>> start SOURCE MATERIAL

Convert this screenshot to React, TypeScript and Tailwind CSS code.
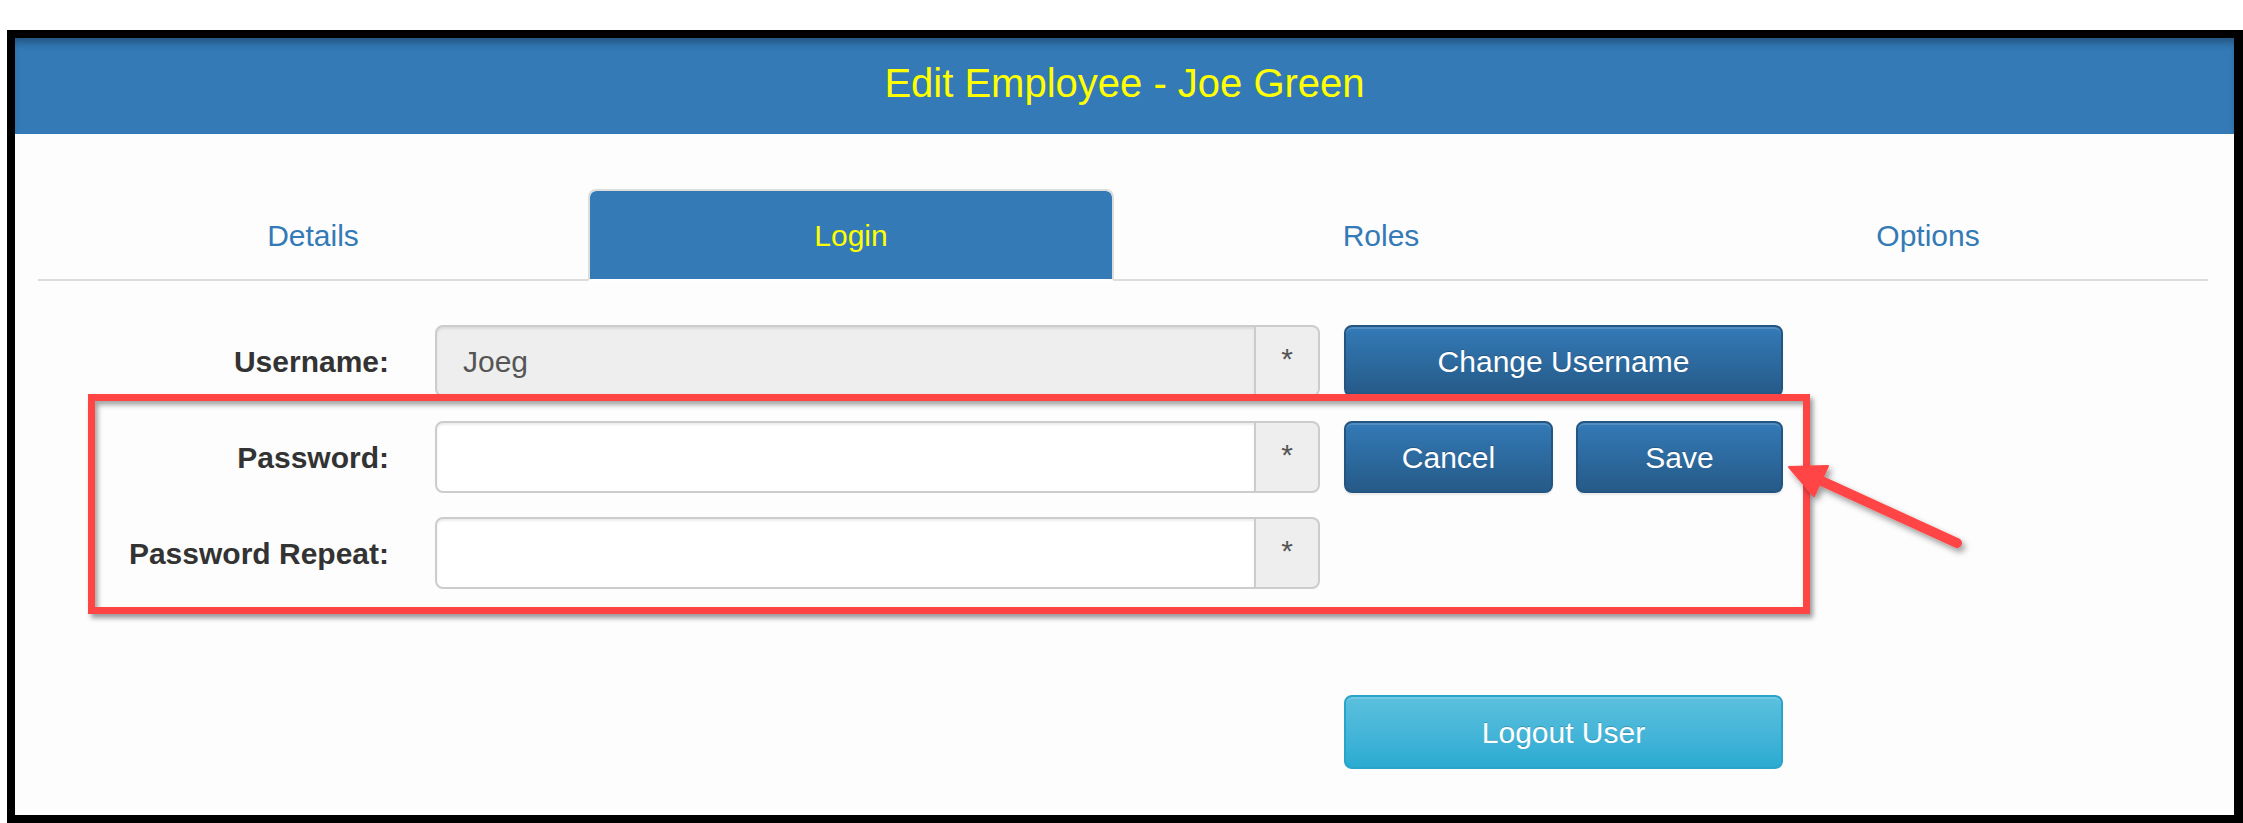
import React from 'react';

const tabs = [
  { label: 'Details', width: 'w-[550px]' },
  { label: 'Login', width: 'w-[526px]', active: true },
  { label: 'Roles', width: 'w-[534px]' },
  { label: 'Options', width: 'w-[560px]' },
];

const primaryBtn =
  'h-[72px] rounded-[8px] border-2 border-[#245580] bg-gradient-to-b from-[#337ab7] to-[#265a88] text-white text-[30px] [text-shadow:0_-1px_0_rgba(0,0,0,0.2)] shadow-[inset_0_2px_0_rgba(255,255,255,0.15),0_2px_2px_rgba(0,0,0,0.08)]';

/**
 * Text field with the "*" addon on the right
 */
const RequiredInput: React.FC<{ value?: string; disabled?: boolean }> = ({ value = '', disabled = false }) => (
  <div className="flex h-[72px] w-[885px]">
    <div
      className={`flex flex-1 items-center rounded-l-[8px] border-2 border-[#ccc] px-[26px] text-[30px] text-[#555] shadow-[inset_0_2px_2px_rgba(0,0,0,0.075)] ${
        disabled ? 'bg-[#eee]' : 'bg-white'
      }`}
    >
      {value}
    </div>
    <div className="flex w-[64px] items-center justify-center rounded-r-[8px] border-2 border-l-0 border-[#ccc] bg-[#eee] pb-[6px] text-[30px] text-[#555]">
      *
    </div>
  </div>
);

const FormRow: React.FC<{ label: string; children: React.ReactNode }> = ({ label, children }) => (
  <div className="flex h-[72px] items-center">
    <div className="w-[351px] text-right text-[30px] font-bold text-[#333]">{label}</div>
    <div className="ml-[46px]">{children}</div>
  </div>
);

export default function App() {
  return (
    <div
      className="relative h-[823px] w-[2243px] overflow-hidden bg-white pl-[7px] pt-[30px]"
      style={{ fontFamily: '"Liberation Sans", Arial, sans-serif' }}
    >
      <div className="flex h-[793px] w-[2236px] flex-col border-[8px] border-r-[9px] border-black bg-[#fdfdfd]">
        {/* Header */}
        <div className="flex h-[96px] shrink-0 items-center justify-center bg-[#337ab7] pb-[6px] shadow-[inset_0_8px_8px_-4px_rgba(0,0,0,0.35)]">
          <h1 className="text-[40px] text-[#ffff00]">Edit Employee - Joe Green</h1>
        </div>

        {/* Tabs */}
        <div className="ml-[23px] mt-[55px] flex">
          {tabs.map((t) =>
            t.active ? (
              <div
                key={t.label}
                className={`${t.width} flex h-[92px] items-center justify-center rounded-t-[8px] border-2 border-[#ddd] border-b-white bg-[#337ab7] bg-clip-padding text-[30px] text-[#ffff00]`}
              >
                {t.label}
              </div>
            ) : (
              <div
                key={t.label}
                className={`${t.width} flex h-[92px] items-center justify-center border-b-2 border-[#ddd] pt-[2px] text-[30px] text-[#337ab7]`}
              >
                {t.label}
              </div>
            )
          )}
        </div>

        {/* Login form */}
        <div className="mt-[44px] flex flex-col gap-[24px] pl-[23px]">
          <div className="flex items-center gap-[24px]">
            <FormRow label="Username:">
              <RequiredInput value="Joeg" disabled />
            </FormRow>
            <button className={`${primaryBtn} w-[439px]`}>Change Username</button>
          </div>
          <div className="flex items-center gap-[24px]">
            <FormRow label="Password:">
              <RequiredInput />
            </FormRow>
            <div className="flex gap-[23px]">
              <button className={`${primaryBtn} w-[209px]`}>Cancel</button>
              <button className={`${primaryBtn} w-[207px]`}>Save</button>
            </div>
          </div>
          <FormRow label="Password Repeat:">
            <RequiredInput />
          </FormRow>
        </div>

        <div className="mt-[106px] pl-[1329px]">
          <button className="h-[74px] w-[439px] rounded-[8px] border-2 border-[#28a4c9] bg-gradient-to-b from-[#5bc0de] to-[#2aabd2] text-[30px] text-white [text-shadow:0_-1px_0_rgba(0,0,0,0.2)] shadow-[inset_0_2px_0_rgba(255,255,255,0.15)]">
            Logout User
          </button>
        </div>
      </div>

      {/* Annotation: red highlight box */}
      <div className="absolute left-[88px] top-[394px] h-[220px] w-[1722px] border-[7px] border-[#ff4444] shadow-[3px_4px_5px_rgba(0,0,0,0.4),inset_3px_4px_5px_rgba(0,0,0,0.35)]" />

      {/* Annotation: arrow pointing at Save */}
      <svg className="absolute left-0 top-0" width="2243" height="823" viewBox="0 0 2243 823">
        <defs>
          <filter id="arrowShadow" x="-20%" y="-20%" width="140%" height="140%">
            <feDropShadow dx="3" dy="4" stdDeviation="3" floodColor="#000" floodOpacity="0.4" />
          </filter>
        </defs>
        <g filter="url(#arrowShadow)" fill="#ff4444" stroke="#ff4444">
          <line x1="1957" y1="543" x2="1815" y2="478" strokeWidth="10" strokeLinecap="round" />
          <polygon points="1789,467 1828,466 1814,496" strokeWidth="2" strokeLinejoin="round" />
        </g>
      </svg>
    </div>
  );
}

>> end SOURCE MATERIAL

(WORK INSTRUCTIONS) Leaving out the pictures, repeat the data above exactly.

(OUTPUT FOR THIS EXERCISE)
Convert this screenshot to React, TypeScript and Tailwind CSS code.
import React from 'react';

const tabs = [
  { label: 'Details', width: 'w-[550px]' },
  { label: 'Login', width: 'w-[526px]', active: true },
  { label: 'Roles', width: 'w-[534px]' },
  { label: 'Options', width: 'w-[560px]' },
];

const primaryBtn =
  'h-[72px] rounded-[8px] border-2 border-[#245580] bg-gradient-to-b from-[#337ab7] to-[#265a88] text-white text-[30px] [text-shadow:0_-1px_0_rgba(0,0,0,0.2)] shadow-[inset_0_2px_0_rgba(255,255,255,0.15),0_2px_2px_rgba(0,0,0,0.08)]';

/**
 * Text field with the "*" addon on the right
 */
const RequiredInput: React.FC<{ value?: string; disabled?: boolean }> = ({ value = '', disabled = false }) => (
  <div className="flex h-[72px] w-[885px]">
    <div
      className={`flex flex-1 items-center rounded-l-[8px] border-2 border-[#ccc] px-[26px] text-[30px] text-[#555] shadow-[inset_0_2px_2px_rgba(0,0,0,0.075)] ${
        disabled ? 'bg-[#eee]' : 'bg-white'
      }`}
    >
      {value}
    </div>
    <div className="flex w-[64px] items-center justify-center rounded-r-[8px] border-2 border-l-0 border-[#ccc] bg-[#eee] pb-[6px] text-[30px] text-[#555]">
      *
    </div>
  </div>
);

const FormRow: React.FC<{ label: string; children: React.ReactNode }> = ({ label, children }) => (
  <div className="flex h-[72px] items-center">
    <div className="w-[351px] text-right text-[30px] font-bold text-[#333]">{label}</div>
    <div className="ml-[46px]">{children}</div>
  </div>
);

export default function App() {
  return (
    <div
      className="relative h-[823px] w-[2243px] overflow-hidden bg-white pl-[7px] pt-[30px]"
      style={{ fontFamily: '"Liberation Sans", Arial, sans-serif' }}
    >
      <div className="flex h-[793px] w-[2236px] flex-col border-[8px] border-r-[9px] border-black bg-[#fdfdfd]">
        {/* Header */}
        <div className="flex h-[96px] shrink-0 items-center justify-center bg-[#337ab7] pb-[6px] shadow-[inset_0_8px_8px_-4px_rgba(0,0,0,0.35)]">
          <h1 className="text-[40px] text-[#ffff00]">Edit Employee - Joe Green</h1>
        </div>

        {/* Tabs */}
        <div className="ml-[23px] mt-[55px] flex">
          {tabs.map((t) =>
            t.active ? (
              <div
                key={t.label}
                className={`${t.width} flex h-[92px] items-center justify-center rounded-t-[8px] border-2 border-[#ddd] border-b-white bg-[#337ab7] bg-clip-padding text-[30px] text-[#ffff00]`}
              >
                {t.label}
              </div>
            ) : (
              <div
                key={t.label}
                className={`${t.width} flex h-[92px] items-center justify-center border-b-2 border-[#ddd] pt-[2px] text-[30px] text-[#337ab7]`}
              >
                {t.label}
              </div>
            )
          )}
        </div>

        {/* Login form */}
        <div className="mt-[44px] flex flex-col gap-[24px] pl-[23px]">
          <div className="flex items-center gap-[24px]">
            <FormRow label="Username:">
              <RequiredInput value="Joeg" disabled />
            </FormRow>
            <button className={`${primaryBtn} w-[439px]`}>Change Username</button>
          </div>
          <div className="flex items-center gap-[24px]">
            <FormRow label="Password:">
              <RequiredInput />
            </FormRow>
            <div className="flex gap-[23px]">
              <button className={`${primaryBtn} w-[209px]`}>Cancel</button>
              <button className={`${primaryBtn} w-[207px]`}>Save</button>
            </div>
          </div>
          <FormRow label="Password Repeat:">
            <RequiredInput />
          </FormRow>
        </div>

        <div className="mt-[106px] pl-[1329px]">
          <button className="h-[74px] w-[439px] rounded-[8px] border-2 border-[#28a4c9] bg-gradient-to-b from-[#5bc0de] to-[#2aabd2] text-[30px] text-white [text-shadow:0_-1px_0_rgba(0,0,0,0.2)] shadow-[inset_0_2px_0_rgba(255,255,255,0.15)]">
            Logout User
          </button>
        </div>
      </div>

      {/* Annotation: red highlight box */}
      <div className="absolute left-[88px] top-[394px] h-[220px] w-[1722px] border-[7px] border-[#ff4444] shadow-[3px_4px_5px_rgba(0,0,0,0.4),inset_3px_4px_5px_rgba(0,0,0,0.35)]" />

      {/* Annotation: arrow pointing at Save */}
      <svg className="absolute left-0 top-0" width="2243" height="823" viewBox="0 0 2243 823">
        <defs>
          <filter id="arrowShadow" x="-20%" y="-20%" width="140%" height="140%">
            <feDropShadow dx="3" dy="4" stdDeviation="3" floodColor="#000" floodOpacity="0.4" />
          </filter>
        </defs>
        <g filter="url(#arrowShadow)" fill="#ff4444" stroke="#ff4444">
          <line x1="1957" y1="543" x2="1815" y2="478" strokeWidth="10" strokeLinecap="round" />
          <polygon points="1789,467 1828,466 1814,496" strokeWidth="2" strokeLinejoin="round" />
        </g>
      </svg>
    </div>
  );
}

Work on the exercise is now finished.